Technical director Oriol Alsina
That was to have a settled third-tier club and seemed ambitious. Luckily for Llagostera, home is Catalonia, which produces brilliant footballers. If they can’t play for Barca or Espanyol and they want to stay near home, then Llagostera suddenly becomes attractive. Players can live by the sea and the still snow-capped Pyrenees sit in the distance across lush rice fields peppered with medieval villages. Some of the world’s best cyclists choose to live in the area.
Not every player is so enthused. Llagostera’s goalkeeper cried at the prospect of joining them. And they weren’t tears of joy. There’s a happy ending though. Last week, he renewed his contract for two more years.
Llagostera play at Racing Santander on Sunday.
“A historic team with a history in the Primera,” says Alsina. “But we’ll go to win, as we always do.”
As he’s talking to us, his physio comes to inform him that a key player will be missing. Alsina recoils, then smiles. “We get knocked down, we get back up again,” he says. “Every game is a mountain, nothing has changed.”
The journey to Santander is as follows. On Saturday, they’ll take a 90-minute coach journey to Barcelona airport, then a 90-minute flight to Bilbao, then another 90-minute coach to the Cantabrian city.
“It will be late by the time the game finishes so we’ll return by bus through the night afterwards,” explains Lopez. “It will take around nine hours and we’ll get back home around 8am. Spending a night on a bus isn’t ideal because it’s hard to sleep, but that’s the norm for the smaller teams in this division.”
Their 11-game run in is very difficult, with games against seven teams who’ve played in La Liga in the last decade.

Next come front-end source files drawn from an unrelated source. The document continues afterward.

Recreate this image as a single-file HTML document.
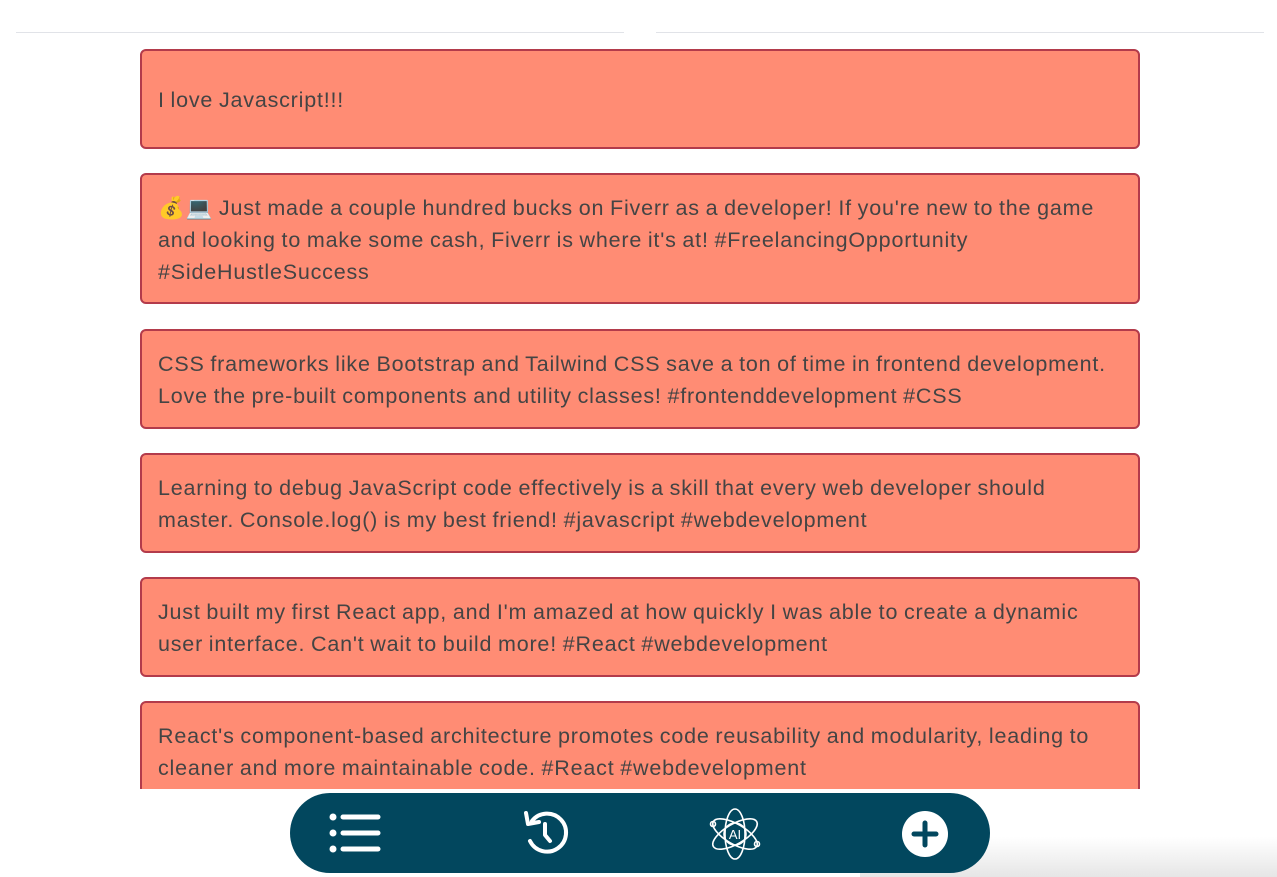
<!DOCTYPE html>
<html><head><meta charset="utf-8"><style>
html,body{margin:0;padding:0;background:#fff;width:1277px;height:877px;overflow:hidden;font-family:"Liberation Sans",Helvetica,Arial,sans-serif;}
.line{position:absolute;top:32px;height:1px;background:#e1e3e8;}
.wrap{position:absolute;left:0;top:0;width:1277px;height:789px;overflow:hidden;}
.card{position:absolute;left:140px;width:1000px;height:100px;box-sizing:border-box;background:#ff8c74;border:2px solid #b33b4b;border-radius:6px;padding:17px 16px 15px;color:#444;font-size:21.5px;letter-spacing:0.8px;word-spacing:-1px;line-height:32px;}
.nav{position:absolute;left:290px;top:793px;width:700px;height:80px;background:#02475e;border-radius:40px;}
.fade{position:absolute;left:860px;right:0;bottom:0;height:40px;background:linear-gradient(#fff,#e6e6e6);}
</style></head><body>
<div class="fade"></div>
<div class="line" style="left:16px;width:608px"></div>
<div class="line" style="left:656px;width:608px"></div>
<div class="wrap">
<div class="card" style="top:49px;display:flex;align-items:center;padding-top:2px;padding-bottom:0">I love Javascript!!!</div>
<div class="card" style="top:173px;height:131px">💰💻 Just made a couple hundred bucks on Fiverr as a developer! If you're new to the game and looking to make some cash, Fiverr is where it's at! #FreelancingOpportunity #SideHustleSuccess</div>
<div class="card" style="top:329px">CSS frameworks like Bootstrap and Tailwind CSS save a ton of time in frontend development. Love the pre-built components and utility classes! #frontenddevelopment #CSS</div>
<div class="card" style="top:453px">Learning to debug JavaScript code effectively is a skill that every web developer should master. Console.log() is my best friend! #javascript #webdevelopment</div>
<div class="card" style="top:577px">Just built my first React app, and I'm amazed at how quickly I was able to create a dynamic user interface. Can't wait to build more! #React #webdevelopment</div>
<div class="card" style="top:701px">React's component-based architecture promotes code reusability and modularity, leading to cleaner and more maintainable code. #React #webdevelopment</div>
</div>
<div class="nav">
<svg style="position:absolute;left:38px;top:19px" width="56" height="44" viewBox="0 0 56 44"><g fill="#fff"><circle cx="5" cy="5" r="3.5"/><circle cx="5" cy="21" r="3.5"/><circle cx="5" cy="37" r="3.5"/></g><g stroke="#fff" stroke-width="5" stroke-linecap="round"><line x1="15" y1="5" x2="50" y2="5"/><line x1="15" y1="21" x2="50" y2="21"/><line x1="15" y1="37" x2="50" y2="37"/></g></svg>
<svg style="position:absolute;left:232px;top:18px" width="48" height="46" viewBox="0 0 48 46"><g fill="none" stroke="#fff" stroke-width="4" stroke-linecap="round" stroke-linejoin="round"><path d="M8 30 A19 19 0 1 0 10 10"/><path d="M4 2 L6 13 L17 11"/><path d="M23 13 V24 L28 30"/></g></svg>
<svg style="position:absolute;left:418px;top:14px" width="54" height="54" viewBox="0 0 54 54"><g fill="none" stroke="#fff" stroke-width="1.6"><ellipse cx="27" cy="27" rx="10" ry="25"/><ellipse cx="27" cy="27" rx="10" ry="25" transform="rotate(60 27 27)"/><ellipse cx="27" cy="27" rx="10" ry="25" transform="rotate(-60 27 27)"/><circle cx="27" cy="27" r="11"/><circle cx="5" cy="17" r="2.5"/><circle cx="49" cy="37" r="2.5"/></g><text x="27" y="32" text-anchor="middle" fill="#fff" font-family="Liberation Sans,sans-serif" font-size="13">AI</text></svg>
<svg style="position:absolute;left:611px;top:17px" width="48" height="48" viewBox="0 0 48 48"><circle cx="24" cy="24" r="23" fill="#fff"/><g stroke="#02475e" stroke-width="5" stroke-linecap="round"><line x1="24" y1="13" x2="24" y2="35"/><line x1="13" y1="24" x2="35" y2="24"/></g></svg>
</div>
</body></html>
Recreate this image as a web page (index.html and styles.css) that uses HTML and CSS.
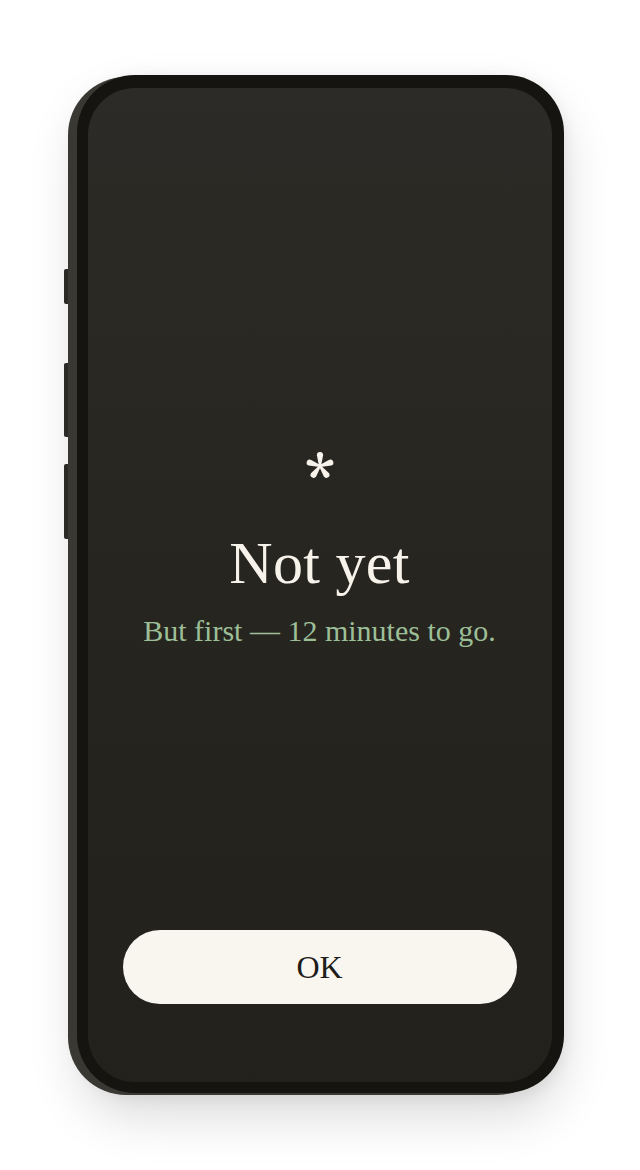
FILE: index.html
```html
<!DOCTYPE html>
<html lang="en">
<head>
<meta charset="utf-8">
<title>Not yet</title>
<link rel="stylesheet" href="styles.css">
</head>
<body>
<div class="stage">
  <div class="phone">
    <span class="side-btn btn-a"></span>
    <span class="side-btn btn-b"></span>
    <span class="side-btn btn-c"></span>
    <div class="screen">
      <main class="content">
        <svg class="mark" width="30" height="30" viewBox="-15 -15 30 30" aria-hidden="true">
          <g fill="#f7f3ea">
            <path d="M -1 0 L -3.1 -10.8 A 3.1 3.1 0 0 1 3.1 -10.8 L 1 0 Z"/>
            <path d="M -1 0 L -3.1 -10.8 A 3.1 3.1 0 0 1 3.1 -10.8 L 1 0 Z" transform="rotate(72)"/>
            <path d="M -1 0 L -3.1 -10.8 A 3.1 3.1 0 0 1 3.1 -10.8 L 1 0 Z" transform="rotate(144)"/>
            <path d="M -1 0 L -3.1 -10.8 A 3.1 3.1 0 0 1 3.1 -10.8 L 1 0 Z" transform="rotate(216)"/>
            <path d="M -1 0 L -3.1 -10.8 A 3.1 3.1 0 0 1 3.1 -10.8 L 1 0 Z" transform="rotate(288)"/>
            <circle cx="0" cy="0" r="2.2"/>
          </g>
        </svg>
        <h1 class="title">Not yet</h1>
        <p class="subtitle">But first — 12 minutes to go.</p>
      </main>
      <button class="ok" type="button">OK</button>
    </div>
  </div>
</div>
</body>
</html>
```

FILE: styles.css
```css
html, body {
  margin: 0;
  padding: 0;
  background: #ffffff;
}
body {
  width: 640px;
  height: 1170px;
  overflow: hidden;
  font-family: "Liberation Serif", "DejaVu Serif", serif;
}
.stage {
  display: flex;
  justify-content: center;
  padding-top: 75px;
}
.phone {
  position: relative;
  width: 487px;
  height: 1018px;
  box-sizing: border-box;
  padding: 13px 12px 11px 11px;
  border-radius: 58px;
  background: #151410;
  box-shadow: -9px 2px 0 0 #3a3833, 0 24px 50px rgba(0, 0, 0, 0.14), 0 4px 16px rgba(0, 0, 0, 0.08);
}
.side-btn {
  position: absolute;
  left: -13px;
  width: 4px;
  border-radius: 2px 0 0 2px;
  background: #2b2a26;
}
.btn-a { top: 194px; height: 35px; }
.btn-b { top: 288px; height: 74px; }
.btn-c { top: 389px; height: 75px; }
.screen {
  height: 100%;
  box-sizing: border-box;
  border-radius: 47px;
  background: linear-gradient(180deg, #2c2b27 0%, #262520 50%, #22211c 100%);
  display: flex;
  flex-direction: column;
  padding: 0 35px 78px;
}
.content {
  flex: 1;
  display: flex;
  flex-direction: column;
  align-items: center;
  justify-content: flex-start;
  padding-top: 363px;
  text-align: center;
}
.mark {
  display: block;
  flex: none;
}
.title {
  margin: 49px 0 0;
  font-weight: 400;
  font-size: 60px;
  line-height: 66px;
  color: #f7f3ea;
  letter-spacing: 0.3px;
}
.subtitle {
  margin: 17px 0 0;
  font-size: 30px;
  line-height: 36px;
  color: #9dbf98;
}
.ok {
  display: block;
  width: 100%;
  height: 74px;
  border: 0;
  border-radius: 37px;
  background: #f9f6ef;
  color: #1e1d19;
  font-family: "Liberation Serif", "DejaVu Serif", serif;
  font-size: 32px;
  padding: 0;
  cursor: pointer;
}
```
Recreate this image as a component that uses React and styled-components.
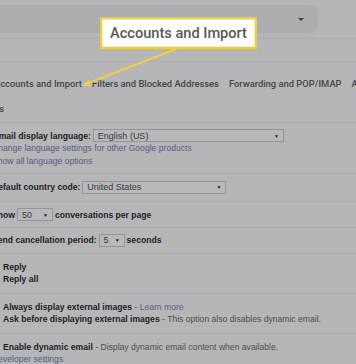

“It’s a miracle,” says Lopez, before pausing to correct himself. “No, it’s not a miracle. I don’t believe in miracles. We’ve got to where we are with very hard work.”
When it’s put to Lopez that he could return to the Bernabeu or Camp Nou as a player, he laughs.
“It doesn’t cost anything to dream does it?” concludes Lopez. “My experience in football tells me that everything is possible. But step-by-step. That’s our philosophy.”